* MATERIAL PROVIDED:
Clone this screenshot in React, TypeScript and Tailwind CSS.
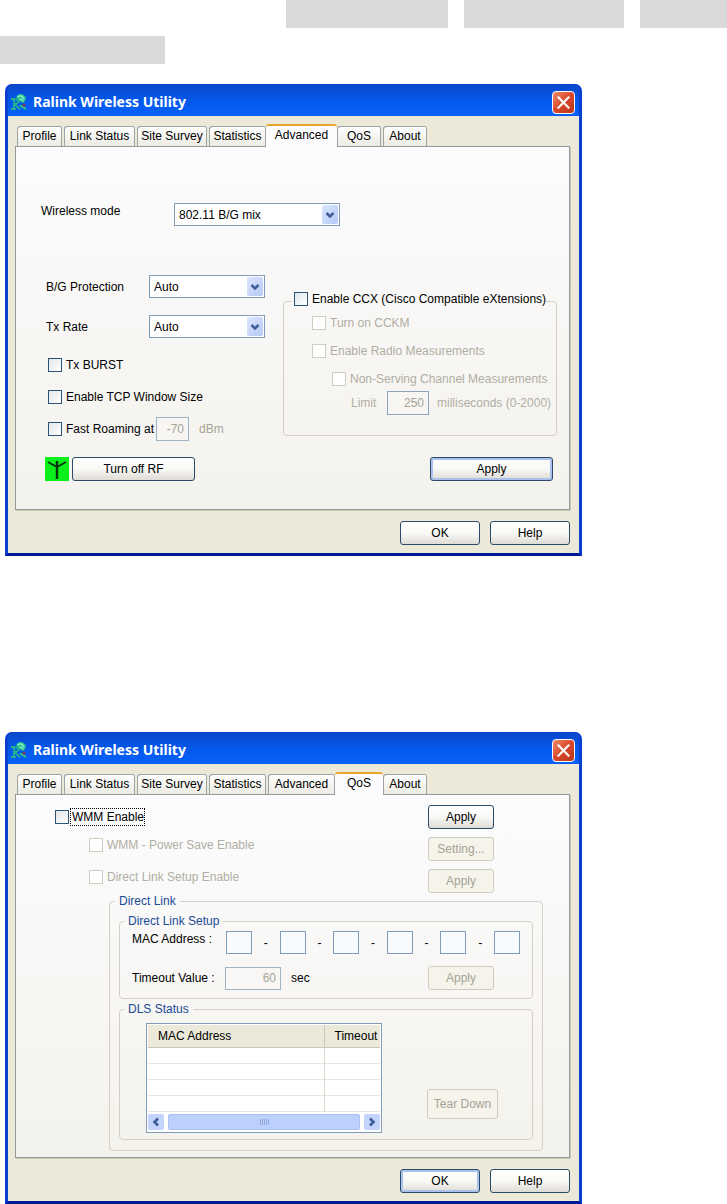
import { useId, type ReactNode } from "react";
import clsx from "clsx";

const TABS = [
  { name: "Profile", width: "w-[45px]" },
  { name: "Link Status", width: "w-[71px]" },
  { name: "Site Survey", width: "w-[70px]" },
  { name: "Statistics", width: "w-[57px]" },
  { name: "Advanced", width: "w-[67px]" },
  { name: "QoS", width: "w-[44px]" },
  { name: "About", width: "w-[44px]" },
];

function RalinkIcon() {
  return (
    <svg width="18" height="18" viewBox="0 0 18 18" fill="none" aria-hidden="true">
      <path d="M1 6h3v10M1 16h5M4 6.500c5-1.500 6 3.500 1 4.500M5 11l5 5.500" stroke="#22b48c" strokeWidth="1.8" />
      <path d="M6 4C8 0 14 0 16 5L14 10L10 9Z" fill="#25c08e" />
      <path d="M8 4c2-2 5-1 6 2M10 6.500c1-1 2 0 3 1" stroke="#9af0d0" strokeWidth="1.2" strokeLinecap="round" />
      <path d="M10 12.500l6 3.500" stroke="#35c878" strokeWidth="2" />
      <circle cx="14" cy="12" r="1.6" fill="#7a3a5a" />
    </svg>
  );
}

function Chevron({ className }: { className?: string }) {
  return (
    <svg width="10" height="10" viewBox="0 0 10 10" fill="none" className={className} aria-hidden="true">
      <path d="M1.5 3L5 6.5L8.5 3" stroke="#3f5f99" strokeWidth="2.6" />
    </svg>
  );
}

function Button({
  children,
  className,
  disabled,
  focused,
}: {
  children: ReactNode;
  className?: string;
  disabled?: boolean;
  focused?: boolean;
}) {
  return (
    <button
      type="button"
      disabled={disabled}
      className={clsx(
        "shrink-0 rounded-[3px] border text-center",
        disabled
          ? "border-[#cfccbf] bg-[#f5f3ea] text-[#a5a395]"
          : "border-[#2c4a66] bg-linear-to-b from-white via-[#f8f8f6] to-[#dedcd4] text-black",
        focused && "shadow-[inset_0_0_0_2px_#a9c1ec]",
        className
      )}
    >
      {children}
    </button>
  );
}

function Check({
  label,
  disabled,
  focused,
  className,
}: {
  label: string;
  disabled?: boolean;
  focused?: boolean;
  className?: string;
}) {
  return (
    <label className={clsx("flex items-center gap-1 whitespace-nowrap", disabled && "text-[#b0aea2]", className)}>
      <input
        type="checkbox"
        disabled={disabled}
        className={clsx(
          "size-3.5 shrink-0 appearance-none border",
          disabled ? "border-[#cfccc0] bg-white" : "border-[#2c5478] bg-linear-to-br from-[#dfe6ea] to-white"
        )}
      />
      <span className={clsx(focused && "-ml-0.5 pl-px outline-1 outline-dotted outline-black")}>{label}</span>
    </label>
  );
}

function Select({ id, value, className }: { id: string; value: string; className: string }) {
  return (
    <div className={clsx("relative h-[23px] shrink-0", className)}>
      <select id={id} className="size-full appearance-none border border-[#7f9db9] bg-white pl-1 text-black">
        <option>{value}</option>
      </select>
      <span className="pointer-events-none absolute inset-y-0.5 right-0.5 flex w-4 items-center justify-center rounded-xs bg-linear-to-br from-[#dbe6fd] to-[#b5c9f5]">
        <Chevron />
      </span>
    </div>
  );
}

const groupStyle = "min-w-0 rounded-[4px] border border-[#d3d1c6]";

function UtilityWindow({ active, children, okFocused }: { active: string; children: ReactNode; okFocused?: boolean }) {
  return (
    <section className="flex flex-col overflow-hidden rounded-t-[7px] border-x-[3px] border-b-[3px] border-x-[#0a3fd0] border-b-[#001a9a] bg-[#0a55e6]">
      {/* Title bar */}
      <header className="flex h-8 items-center bg-linear-to-b from-[#0a45c8] via-[#0458ea] to-[#0560fa] pt-1 pr-1 pl-0.5">
        <RalinkIcon />
        <h2 className="flex-1 pl-[5px] font-['Noto_Sans',sans-serif] text-sm font-bold text-white">
          Ralink Wireless Utility
        </h2>
        <button
          type="button"
          aria-label="Close"
          className="flex size-[23px] items-center justify-center rounded-[4px] border border-white bg-linear-to-br from-[#ec8a68] via-[#d9482a] to-[#b8351c]"
        >
          <svg width="15" height="15" viewBox="0 0 13 13" stroke="#fff" strokeWidth="1.8" strokeLinecap="round">
            <path d="M2 2l9 9M11 2l-9 9" />
          </svg>
        </button>
      </header>

      <div className="bg-[#ece9d8] pt-2 pr-[9px] pb-2 pl-[7px]">
        {/* Tabs */}
        <div role="tablist" className="flex h-[22px] items-end gap-0.5 pl-0.5">
          {TABS.map((t) => (
            <button
              key={t.name}
              type="button"
              role="tab"
              aria-selected={t.name === active}
              className={clsx(
                "box-content shrink-0 rounded-t-[3px] whitespace-nowrap text-center",
                t.width,
                t.name === active
                  ? "z-10 -mx-0.5 -mb-px h-[17px] border-t-2 border-t-[#e9a52e] bg-[#fcfcfe] px-0.5 pb-1 leading-4"
                  : "h-5 bg-linear-to-b from-white to-[#ecebe4] shadow-[inset_1px_1px_0_#9aa5a5,inset_-1px_0_0_#9aa5a5]"
              )}
            >
              {t.name}
            </button>
          ))}
        </div>

        <div
          role="tabpanel"
          className="min-h-[364px] border border-[#919b9c] bg-linear-to-b from-[#fcfcfe] to-[#f4f2ec] shadow-[1px_1px_0_#c9c7ba]"
        >
          {children}
        </div>

        <footer className="flex justify-end gap-2.5 pt-[11px]">
          <Button className="h-6 w-20" focused={okFocused}>
            OK
          </Button>
          <Button className="h-6 w-20">Help</Button>
        </footer>
      </div>
    </section>
  );
}

function AdvancedPanel() {
  const id = useId();
  return (
    <div className="pt-14 pr-3">
      <div className="flex items-start pl-[25px]">
        <label htmlFor={id + "mode"} className="w-[133px] leading-4">
          Wireless mode
        </label>
        <Select id={id + "mode"} value="802.11 B/G mix" className="w-[166px]" />
      </div>

      <div className="flex justify-between pt-[49px]">
        {/* Radio settings */}
        <div className="flex flex-col pl-[30px]">
          <div className="flex items-center">
            <label htmlFor={id + "prot"} className="w-[103px]">
              B/G Protection
            </label>
            <Select id={id + "prot"} value="Auto" className="w-[116px]" />
          </div>
          <div className="flex items-center pt-[17px]">
            <label htmlFor={id + "rate"} className="w-[103px]">
              Tx Rate
            </label>
            <Select id={id + "rate"} value="Auto" className="w-[116px]" />
          </div>
          <div className="flex flex-col gap-2 pt-[15px] pl-0.5">
            <Check label="Tx BURST" className="h-6" />
            <Check label="Enable TCP Window Size" className="h-6" />
            <div className="flex h-6 items-center">
              <Check label="Fast Roaming at" />
              <input
                aria-label="Roaming threshold in dBm"
                disabled
                defaultValue="-70"
                className="ml-0.5 h-6 w-[33px] border border-[#9db3c8] bg-[#f7f6f3] pr-1 text-right text-[#a5a395]"
              />
              <span className="pl-2.5 text-[#a5a395]">dBm</span>
            </div>
          </div>
        </div>

        {/* Cisco extensions */}
        <fieldset className={clsx(groupStyle, "mt-4 w-[274px] self-start pb-5")}>
          <legend className="ml-2 h-5 pl-0.5">
            <Check label="Enable CCX (Cisco Compatible eXtensions)" className="h-4" />
          </legend>
          <div className="flex flex-col gap-3 pt-1 pl-7">
            <Check label="Turn on CCKM" disabled className="h-4" />
            <Check label="Enable Radio Measurements" disabled className="h-4" />
            <Check label="Non-Serving Channel Measurements" disabled className="h-4 pl-5" />
          </div>
          <div className="flex items-center pt-1 pl-[67px] text-[#b0aea2]">
            <label htmlFor={id + "limit"} className="w-9">
              Limit
            </label>
            <input
              id={id + "limit"}
              disabled
              defaultValue="250"
              className="h-6 w-[42px] border border-[#8ea6bd] bg-[#f7f6f3] pr-1 text-right text-[#a5a395]"
            />
            <span className="pl-2 whitespace-nowrap">milliseconds (0-2000)</span>
          </div>
        </fieldset>
      </div>

      <div className="flex items-center pt-4 pr-1 pl-[29px]">
        <svg width="24" height="24" viewBox="0 0 24 24" className="bg-[#0bf01b]" fill="none" stroke="#05320a" aria-hidden="true">
          <path d="M12 4v18" strokeWidth="2.4" />
          <path d="M3 5l9 5l9-5" strokeWidth="1.8" />
        </svg>
        <Button className="ml-[3px] h-6 w-[123px]">Turn off RF</Button>
        <Button className="ml-auto h-6 w-[123px]" focused>
          Apply
        </Button>
      </div>
    </div>
  );
}

function DirectLink() {
  const id = useId();
  return (
    <fieldset className={clsx(groupStyle, "mr-[26px] ml-[93px] px-[9px] pb-2.5")}>
      <legend className="-ml-1 px-1 leading-4 text-[#1b4a96]">Direct Link</legend>

      <fieldset className={clsx(groupStyle, "mt-1 pr-3 pb-2 pl-3")}>
        <legend className="-ml-2 px-1 leading-4 text-[#1b4a96]">Direct Link Setup</legend>
        <div className="flex h-[23px] items-start pt-0.5">
          <span className="w-[94px] leading-4">MAC Address :</span>
          <div className="flex flex-1 items-center justify-between">
            {[1, 2, 3, 4, 5, 6].map((n) => (
              <div key={n} className="contents">
                {n > 1 && <span className="leading-4">-</span>}
                <input
                  aria-label={`MAC address byte ${n}`}
                  disabled
                  className="h-[23px] w-[26px] border border-[#7f9db9] bg-[#f8fbfd]"
                />
              </div>
            ))}
          </div>
        </div>
        <div className="flex items-center pt-3.5">
          <label htmlFor={id} className="w-[93px]">
            Timeout Value :
          </label>
          <input
            id={id}
            disabled
            defaultValue="60"
            className="h-[23px] w-14 border border-[#9db3c8] bg-[#f8f7f5] pr-1 text-right text-[#a5a395]"
          />
          <span className="pl-2.5">sec</span>
          <Button disabled className="mr-[26px] ml-auto h-6 w-[66px]">
            Apply
          </Button>
        </div>
      </fieldset>

      <fieldset className={clsx(groupStyle, "mt-0.5 pl-[26px]")}>
        <legend className="-ml-[22px] px-1 leading-4 text-[#1b4a96]">DLS Status</legend>
        <div className="flex items-end justify-between pt-1.5 pr-[34px] pb-1.5">
          <div className="w-[236px] border border-[#7f9db9] bg-white p-px">
            <table className="w-full table-fixed border-collapse text-left">
              <thead>
                <tr className="h-[22px] bg-[#ebe9da]">
                  <th className="w-[176px] border-r border-b border-[#cbc8b8] pl-2.5 font-normal">MAC Address</th>
                  <th className="border-b border-[#cbc8b8] pl-2.5 font-normal">Timeout</th>
                </tr>
              </thead>
              <tbody>
                {[1, 2, 3, 4].map((row) => (
                  <tr key={row} className="h-4 border-b border-[#e6e4dc]">
                    <td className="border-r border-[#dcdacb]" />
                    <td />
                  </tr>
                ))}
              </tbody>
            </table>
            {/* Horizontal scrollbar */}
            <div className="flex h-[19px] items-center gap-1 pt-0.5">
              <button type="button" aria-label="Scroll left" className="flex size-4 items-center justify-center rounded-xs bg-[#c3d3fb]">
                <Chevron className="rotate-90" />
              </button>
              <div className="flex h-4 flex-1 items-center justify-center gap-px rounded-xs border border-[#a9c0f5] bg-[#bdd0fc]">
                {[1, 2, 3, 4, 5].map((grip) => (
                  <span key={grip} className="h-1.5 w-px bg-[#8fa9e0]" />
                ))}
              </div>
              <button type="button" aria-label="Scroll right" className="flex size-4 items-center justify-center rounded-xs bg-[#c3d3fb]">
                <Chevron className="-rotate-90" />
              </button>
            </div>
          </div>
          <Button disabled className="mb-3.5 h-[30px] w-[71px]">
            Tear Down
          </Button>
        </div>
      </fieldset>
    </fieldset>
  );
}

function QosPanel() {
  return (
    <div className="pt-2.5">
      <div className="flex flex-col gap-2 pr-[75px] pl-[39px]">
        <div className="flex items-center justify-between">
          <Check label="WMM Enable" focused />
          <Button className="h-6 w-[66px]">Apply</Button>
        </div>
        <div className="flex items-start justify-between pl-[34px]">
          <Check label="WMM - Power Save Enable" disabled />
          <Button disabled className="h-6 w-[66px]">
            Setting...
          </Button>
        </div>
        <div className="flex items-start justify-between pl-[34px]">
          <Check label="Direct Link Setup Enable" disabled />
          <Button disabled className="h-6 w-[66px]">
            Apply
          </Button>
        </div>
      </div>
      <DirectLink />
    </div>
  );
}

export default function App() {
  return (
    <main className="min-h-screen bg-white font-['Liberation_Sans',Arial,sans-serif] text-xs text-black">
      {/* Blanked-out text lines */}
      <div className="flex gap-4">
        <div className="h-7 w-[270px]" />
        <div className="h-7 w-[162px] bg-[#d9d9d9]" />
        <div className="h-7 w-40 bg-[#d9d9d9]" />
        <div className="h-7 flex-1 bg-[#d9d9d9]" />
      </div>
      <div className="mt-2 h-7 w-[165px] bg-[#d9d9d9]" />

      <div className="flex max-w-[582px] flex-col gap-44 pt-5 pl-[5px]">
        <UtilityWindow active="Advanced">
          <AdvancedPanel />
        </UtilityWindow>
        <UtilityWindow active="QoS" okFocused>
          <QosPanel />
        </UtilityWindow>
      </div>
    </main>
  );
}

* GOAL OF THE EXERCISE: Exactly restate the lines from the beginning of the data through the line with "import clsx from", and no others, keeping pictures out.

* FINAL ANSWER:
Clone this screenshot in React, TypeScript and Tailwind CSS.
import { useId, type ReactNode } from "react";
import clsx from "clsx";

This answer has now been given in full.